*WHAT THIS TASK INVOLVES:*
Can you transcribe the data exactly? Leave the pictures out.

*COLLECTED DATA:*
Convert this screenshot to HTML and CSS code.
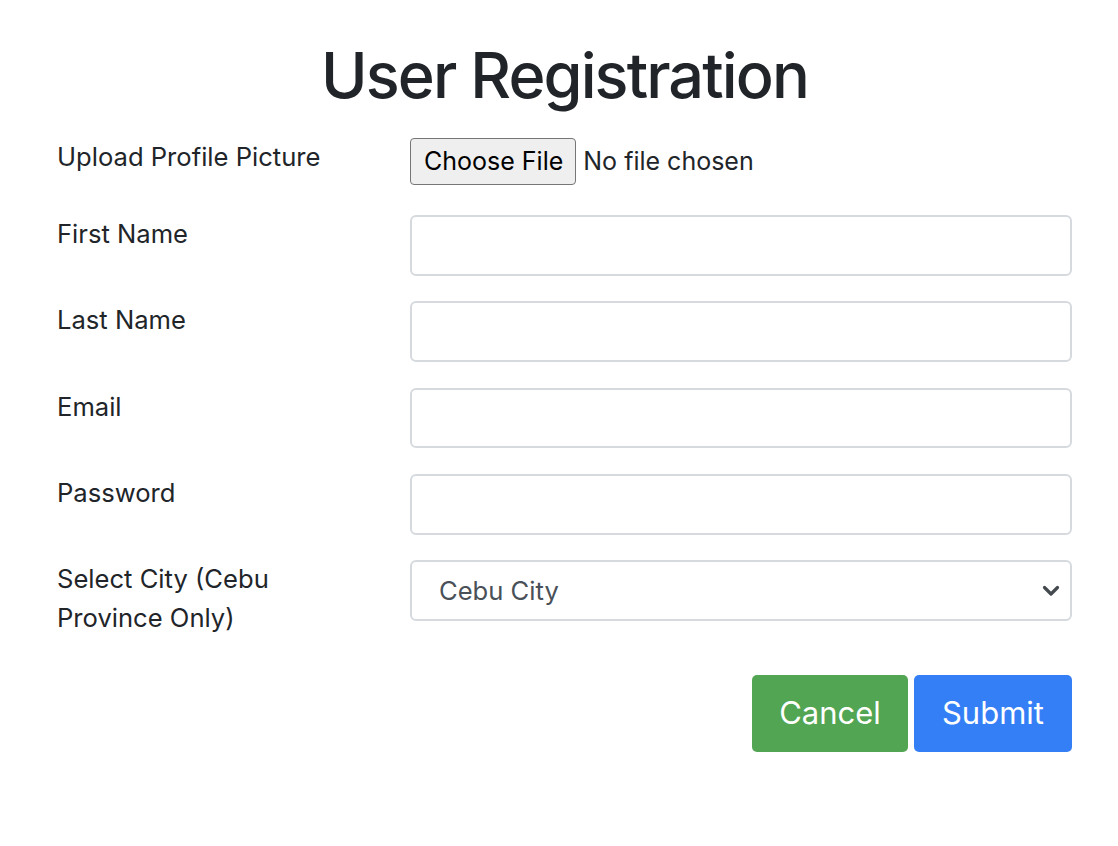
FILE: index.html
```html
<!DOCTYPE html>
<html lang="en">
<head>
<meta charset="utf-8">
<title>User Registration</title>
<link rel="stylesheet" href="styles.css">
</head>
<body>
<main class="page">
  <h1 class="title">User Registration</h1>
  <form class="reg-form">
    <div class="row row-file">
      <label class="row-label" for="pic">Upload Profile Picture</label>
      <div class="row-field">
        <input class="file-input" type="file" id="pic">
      </div>
    </div>
    <div class="row">
      <label class="row-label" for="fname">First Name</label>
      <div class="row-field"><input class="text-input" type="text" id="fname"></div>
    </div>
    <div class="row">
      <label class="row-label" for="lname">Last Name</label>
      <div class="row-field"><input class="text-input" type="text" id="lname"></div>
    </div>
    <div class="row">
      <label class="row-label" for="email">Email</label>
      <div class="row-field"><input class="text-input" type="email" id="email"></div>
    </div>
    <div class="row">
      <label class="row-label" for="pw">Password</label>
      <div class="row-field"><input class="text-input" type="password" id="pw"></div>
    </div>
    <div class="row">
      <label class="row-label" for="city">Select City (Cebu Province Only)</label>
      <div class="row-field">
        <select class="select-input" id="city">
          <option>Cebu City</option>
          <option>Mandaue City</option>
          <option>Lapu-Lapu City</option>
          <option>Talisay City</option>
        </select>
      </div>
    </div>
    <div class="actions">
      <button type="button" class="btn btn-cancel">Cancel</button>
      <button type="submit" class="btn btn-submit">Submit</button>
    </div>
  </form>
</main>
</body>
</html>
```

FILE: styles.css
```css
* {
  box-sizing: border-box;
}

html, body {
  margin: 0;
  padding: 0;
  background: #ffffff;
}

body {
  font-family: Inter, "Liberation Sans", Arial, sans-serif;
  font-size: 25.6px;
  line-height: 1.5;
  color: #212529;
}

.page {
  padding: 37px 46px 0 57px;
}

.title {
  margin: 0 0 24px 0;
  font-size: 63px;
  font-weight: 500;
  line-height: 1.22;
  text-align: center;
  letter-spacing: -1.9px;
}

.reg-form {
  display: flex;
  flex-direction: column;
}

.row {
  display: grid;
  grid-template-columns: 353px 1fr;
  align-items: start;
  margin-bottom: 25.6px;
}

.row-file {
  margin-bottom: 30px;
}

.row-label {
  display: block;
  line-height: 38.4px;
  padding-right: 48px;
}

.row-field {
  min-width: 0;
}

.file-input {
  font-family: Inter, "Liberation Sans", Arial, sans-serif;
  font-size: 25px;
  color: #212529;
  height: 47px;
  line-height: 47px;
}

.file-input::file-selector-button {
  font-family: Inter, "Liberation Sans", Arial, sans-serif;
  font-size: 25px;
  color: #000000;
  background: #efefef;
  border: 1.5px solid #767676;
  border-radius: 4px;
  height: 47px;
  padding: 0 12px 0 13px;
  margin: 0 7px 0 0;
  vertical-align: top;
}

.text-input,
.select-input {
  display: block;
  width: 100%;
  height: 60.8px;
  border: 2px solid #d6dade;
  border-radius: 6px;
  background-color: #ffffff;
  font-family: Inter, "Liberation Sans", Arial, sans-serif;
  font-size: 25.6px;
  color: #495057;
  padding: 0 19px;
  outline: none;
}

.select-input {
  appearance: none;
  -webkit-appearance: none;
  padding-left: 27px;
  background-image: url("data:image/svg+xml,%3Csvg xmlns='http://www.w3.org/2000/svg' viewBox='0 0 18 12'%3E%3Cpath d='M2.5 2.5 9 9l6.5-6.5' fill='none' stroke='%23454a50' stroke-width='3.2' stroke-linecap='round' stroke-linejoin='round'/%3E%3C/svg%3E");
  background-repeat: no-repeat;
  background-position: right 10px center;
  background-size: 18px 12px;
}

.actions {
  display: flex;
  justify-content: flex-end;
  gap: 6px;
  margin-top: 12px;
}

.btn {
  font-family: Inter, "Liberation Sans", Arial, sans-serif;
  font-size: 31px;
  line-height: 48px;
  height: 77px;
  padding: 0;
  border: none;
  border-radius: 5px;
  color: #ffffff;
  cursor: pointer;
}

.btn-cancel {
  background: #52a552;
  width: 156px;
}

.btn-submit {
  background: #347ff6;
  width: 158px;
}
```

*WRITTEN RESPONSE:*
Convert this screenshot to HTML and CSS code.
FILE: index.html
```html
<!DOCTYPE html>
<html lang="en">
<head>
<meta charset="utf-8">
<title>User Registration</title>
<link rel="stylesheet" href="styles.css">
</head>
<body>
<main class="page">
  <h1 class="title">User Registration</h1>
  <form class="reg-form">
    <div class="row row-file">
      <label class="row-label" for="pic">Upload Profile Picture</label>
      <div class="row-field">
        <input class="file-input" type="file" id="pic">
      </div>
    </div>
    <div class="row">
      <label class="row-label" for="fname">First Name</label>
      <div class="row-field"><input class="text-input" type="text" id="fname"></div>
    </div>
    <div class="row">
      <label class="row-label" for="lname">Last Name</label>
      <div class="row-field"><input class="text-input" type="text" id="lname"></div>
    </div>
    <div class="row">
      <label class="row-label" for="email">Email</label>
      <div class="row-field"><input class="text-input" type="email" id="email"></div>
    </div>
    <div class="row">
      <label class="row-label" for="pw">Password</label>
      <div class="row-field"><input class="text-input" type="password" id="pw"></div>
    </div>
    <div class="row">
      <label class="row-label" for="city">Select City (Cebu Province Only)</label>
      <div class="row-field">
        <select class="select-input" id="city">
          <option>Cebu City</option>
          <option>Mandaue City</option>
          <option>Lapu-Lapu City</option>
          <option>Talisay City</option>
        </select>
      </div>
    </div>
    <div class="actions">
      <button type="button" class="btn btn-cancel">Cancel</button>
      <button type="submit" class="btn btn-submit">Submit</button>
    </div>
  </form>
</main>
</body>
</html>
```

FILE: styles.css
```css
* {
  box-sizing: border-box;
}

html, body {
  margin: 0;
  padding: 0;
  background: #ffffff;
}

body {
  font-family: Inter, "Liberation Sans", Arial, sans-serif;
  font-size: 25.6px;
  line-height: 1.5;
  color: #212529;
}

.page {
  padding: 37px 46px 0 57px;
}

.title {
  margin: 0 0 24px 0;
  font-size: 63px;
  font-weight: 500;
  line-height: 1.22;
  text-align: center;
  letter-spacing: -1.9px;
}

.reg-form {
  display: flex;
  flex-direction: column;
}

.row {
  display: grid;
  grid-template-columns: 353px 1fr;
  align-items: start;
  margin-bottom: 25.6px;
}

.row-file {
  margin-bottom: 30px;
}

.row-label {
  display: block;
  line-height: 38.4px;
  padding-right: 48px;
}

.row-field {
  min-width: 0;
}

.file-input {
  font-family: Inter, "Liberation Sans", Arial, sans-serif;
  font-size: 25px;
  color: #212529;
  height: 47px;
  line-height: 47px;
}

.file-input::file-selector-button {
  font-family: Inter, "Liberation Sans", Arial, sans-serif;
  font-size: 25px;
  color: #000000;
  background: #efefef;
  border: 1.5px solid #767676;
  border-radius: 4px;
  height: 47px;
  padding: 0 12px 0 13px;
  margin: 0 7px 0 0;
  vertical-align: top;
}

.text-input,
.select-input {
  display: block;
  width: 100%;
  height: 60.8px;
  border: 2px solid #d6dade;
  border-radius: 6px;
  background-color: #ffffff;
  font-family: Inter, "Liberation Sans", Arial, sans-serif;
  font-size: 25.6px;
  color: #495057;
  padding: 0 19px;
  outline: none;
}

.select-input {
  appearance: none;
  -webkit-appearance: none;
  padding-left: 27px;
  background-image: url("data:image/svg+xml,%3Csvg xmlns='http://www.w3.org/2000/svg' viewBox='0 0 18 12'%3E%3Cpath d='M2.5 2.5 9 9l6.5-6.5' fill='none' stroke='%23454a50' stroke-width='3.2' stroke-linecap='round' stroke-linejoin='round'/%3E%3C/svg%3E");
  background-repeat: no-repeat;
  background-position: right 10px center;
  background-size: 18px 12px;
}

.actions {
  display: flex;
  justify-content: flex-end;
  gap: 6px;
  margin-top: 12px;
}

.btn {
  font-family: Inter, "Liberation Sans", Arial, sans-serif;
  font-size: 31px;
  line-height: 48px;
  height: 77px;
  padding: 0;
  border: none;
  border-radius: 5px;
  color: #ffffff;
  cursor: pointer;
}

.btn-cancel {
  background: #52a552;
  width: 156px;
}

.btn-submit {
  background: #347ff6;
  width: 158px;
}
```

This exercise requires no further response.